>> begin
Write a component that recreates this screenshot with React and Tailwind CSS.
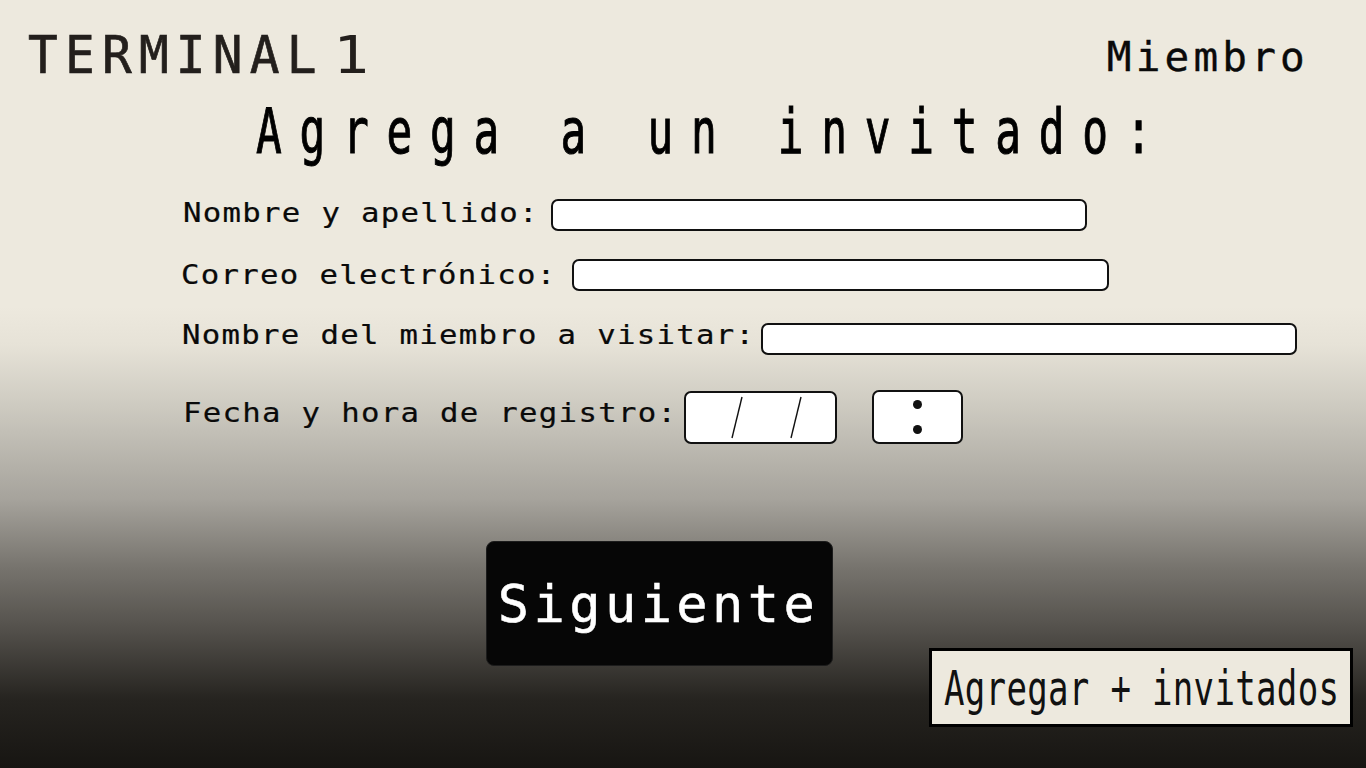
import React from "react";

function Label({ className, children }) {
  return (
    <div className={`shrink-0 ${className}`}>
      <span className="inline-block origin-left scale-x-[1.18] whitespace-nowrap text-[26px] leading-none tracking-[1.1px] text-[#0a0a0a] [-webkit-text-stroke:0.2px_#0a0a0a]">
        {children}
      </span>
    </div>
  );
}

function Field({ className }) {
  return (
    <div className={`h-[32px] rounded-[7px] border-[2.5px] border-[#111] bg-white ${className}`} />
  );
}

export default function App() {
  return (
    <div className="relative flex h-[768px] w-[1366px] flex-col overflow-hidden bg-[linear-gradient(to_bottom,#ede9de_0%,#ede9de_40%,#e6e2d7_45%,#d0cdc3_52%,#a6a39c_65%,#76736d_74%,#53504b_82%,#262420_91%,#171512_100%)] font-['DejaVu_Sans_Mono',monospace]">
      {/* Header */}
      <header className="flex items-start pl-[28px] pr-[57px] pt-[29px]">
        <div className="flex items-start text-[#231f1c]">
          <div className="w-[305px]">
            <span className="inline-block origin-left scale-x-[0.95] whitespace-nowrap text-[52px] leading-none tracking-[7.6px] [-webkit-text-stroke:0.7px_#231f1c]">
              TERMINAL
            </span>
          </div>
          <span className="inline-block origin-left scale-x-[1.15] text-[52px] leading-none">1</span>
        </div>
        <div className="ml-auto mt-[8px] whitespace-nowrap text-[41px] leading-none tracking-[4.2px] text-[#0a0a0a] [-webkit-text-stroke:0.4px_#0a0a0a]">
          Miembro
        </div>
      </header>

      {/* Title */}
      <h1 className="mt-[20px] pl-[256px]">
        <span className="inline-block origin-left scale-x-[0.69] whitespace-nowrap text-[62px] font-normal leading-none tracking-[25.7px] text-black [-webkit-text-stroke:1px_black]">
          Agrega a un invitado:
        </span>
      </h1>

      {/* Form rows */}
      <div className="mt-[36px] flex h-[32px] items-center pl-[183px]">
        <Label className="-mt-[2px] w-[368px]">Nombre y apellido:</Label>
        <Field className="w-[536px]" />
      </div>

      <div className="mt-[28px] flex h-[32px] items-center pl-[181px]">
        <Label className="mt-[2px] w-[391px]">Correo electrónico:</Label>
        <Field className="w-[537px]" />
      </div>

      <div className="mt-[32px] flex h-[32px] items-center pl-[182px]">
        <Label className="-mt-[6px] w-[579px]">Nombre del miembro a visitar:</Label>
        <Field className="w-[536px]" />
      </div>

      <div className="mt-[35px] flex h-[54px] items-center pl-[183px]">
        <Label className="-mt-[6px] w-[501px]">Fecha y hora de registro:</Label>
        <div className="h-[53px] w-[153px] rounded-[7px] border-[2.5px] border-[#111] bg-white">
          <svg width="148" height="48" viewBox="0 0 148 48" className="block">
            <line x1="46" y1="45" x2="56" y2="4" stroke="#111" strokeWidth="1.4" />
            <line x1="105" y1="45" x2="115" y2="4" stroke="#111" strokeWidth="1.4" />
          </svg>
        </div>
        <div className="ml-[35px] flex h-[54px] w-[91px] flex-col items-center justify-center gap-[16px] rounded-[7px] border-[2.5px] border-[#111] bg-white">
          <div className="h-[9px] w-[9px] rounded-full bg-[#111]" />
          <div className="h-[9px] w-[9px] rounded-full bg-[#111]" />
        </div>
      </div>

      {/* Buttons */}
      <div className="mt-[97px] flex items-start pl-[486px]">
        <button className="flex h-[125px] w-[347px] items-center justify-center rounded-[8px] border border-[#1c1c1c] bg-[#060606]">
          <span className="pr-[2px] text-[52px] leading-none tracking-[4.4px] text-white [-webkit-text-stroke:0.5px_white]">
            Siguiente
          </span>
        </button>
        <button className="ml-[96px] mt-[107px] flex h-[79px] w-[424px] items-center border-[3px] border-black bg-[#ede9de] pl-[12px]">
          <span className="inline-block origin-left scale-x-[0.71] whitespace-nowrap text-[48px] leading-none tracking-[0.4px] text-[#111]">
            Agregar + invitados
          </span>
        </button>
      </div>
    </div>
  );
}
>> end
Short exercise:
Restate the entire listing word for word, excluding pictures.

Solution to this exercise:
Write a component that recreates this screenshot with React and Tailwind CSS.
import React from "react";

function Label({ className, children }) {
  return (
    <div className={`shrink-0 ${className}`}>
      <span className="inline-block origin-left scale-x-[1.18] whitespace-nowrap text-[26px] leading-none tracking-[1.1px] text-[#0a0a0a] [-webkit-text-stroke:0.2px_#0a0a0a]">
        {children}
      </span>
    </div>
  );
}

function Field({ className }) {
  return (
    <div className={`h-[32px] rounded-[7px] border-[2.5px] border-[#111] bg-white ${className}`} />
  );
}

export default function App() {
  return (
    <div className="relative flex h-[768px] w-[1366px] flex-col overflow-hidden bg-[linear-gradient(to_bottom,#ede9de_0%,#ede9de_40%,#e6e2d7_45%,#d0cdc3_52%,#a6a39c_65%,#76736d_74%,#53504b_82%,#262420_91%,#171512_100%)] font-['DejaVu_Sans_Mono',monospace]">
      {/* Header */}
      <header className="flex items-start pl-[28px] pr-[57px] pt-[29px]">
        <div className="flex items-start text-[#231f1c]">
          <div className="w-[305px]">
            <span className="inline-block origin-left scale-x-[0.95] whitespace-nowrap text-[52px] leading-none tracking-[7.6px] [-webkit-text-stroke:0.7px_#231f1c]">
              TERMINAL
            </span>
          </div>
          <span className="inline-block origin-left scale-x-[1.15] text-[52px] leading-none">1</span>
        </div>
        <div className="ml-auto mt-[8px] whitespace-nowrap text-[41px] leading-none tracking-[4.2px] text-[#0a0a0a] [-webkit-text-stroke:0.4px_#0a0a0a]">
          Miembro
        </div>
      </header>

      {/* Title */}
      <h1 className="mt-[20px] pl-[256px]">
        <span className="inline-block origin-left scale-x-[0.69] whitespace-nowrap text-[62px] font-normal leading-none tracking-[25.7px] text-black [-webkit-text-stroke:1px_black]">
          Agrega a un invitado:
        </span>
      </h1>

      {/* Form rows */}
      <div className="mt-[36px] flex h-[32px] items-center pl-[183px]">
        <Label className="-mt-[2px] w-[368px]">Nombre y apellido:</Label>
        <Field className="w-[536px]" />
      </div>

      <div className="mt-[28px] flex h-[32px] items-center pl-[181px]">
        <Label className="mt-[2px] w-[391px]">Correo electrónico:</Label>
        <Field className="w-[537px]" />
      </div>

      <div className="mt-[32px] flex h-[32px] items-center pl-[182px]">
        <Label className="-mt-[6px] w-[579px]">Nombre del miembro a visitar:</Label>
        <Field className="w-[536px]" />
      </div>

      <div className="mt-[35px] flex h-[54px] items-center pl-[183px]">
        <Label className="-mt-[6px] w-[501px]">Fecha y hora de registro:</Label>
        <div className="h-[53px] w-[153px] rounded-[7px] border-[2.5px] border-[#111] bg-white">
          <svg width="148" height="48" viewBox="0 0 148 48" className="block">
            <line x1="46" y1="45" x2="56" y2="4" stroke="#111" strokeWidth="1.4" />
            <line x1="105" y1="45" x2="115" y2="4" stroke="#111" strokeWidth="1.4" />
          </svg>
        </div>
        <div className="ml-[35px] flex h-[54px] w-[91px] flex-col items-center justify-center gap-[16px] rounded-[7px] border-[2.5px] border-[#111] bg-white">
          <div className="h-[9px] w-[9px] rounded-full bg-[#111]" />
          <div className="h-[9px] w-[9px] rounded-full bg-[#111]" />
        </div>
      </div>

      {/* Buttons */}
      <div className="mt-[97px] flex items-start pl-[486px]">
        <button className="flex h-[125px] w-[347px] items-center justify-center rounded-[8px] border border-[#1c1c1c] bg-[#060606]">
          <span className="pr-[2px] text-[52px] leading-none tracking-[4.4px] text-white [-webkit-text-stroke:0.5px_white]">
            Siguiente
          </span>
        </button>
        <button className="ml-[96px] mt-[107px] flex h-[79px] w-[424px] items-center border-[3px] border-black bg-[#ede9de] pl-[12px]">
          <span className="inline-block origin-left scale-x-[0.71] whitespace-nowrap text-[48px] leading-none tracking-[0.4px] text-[#111]">
            Agregar + invitados
          </span>
        </button>
      </div>
    </div>
  );
}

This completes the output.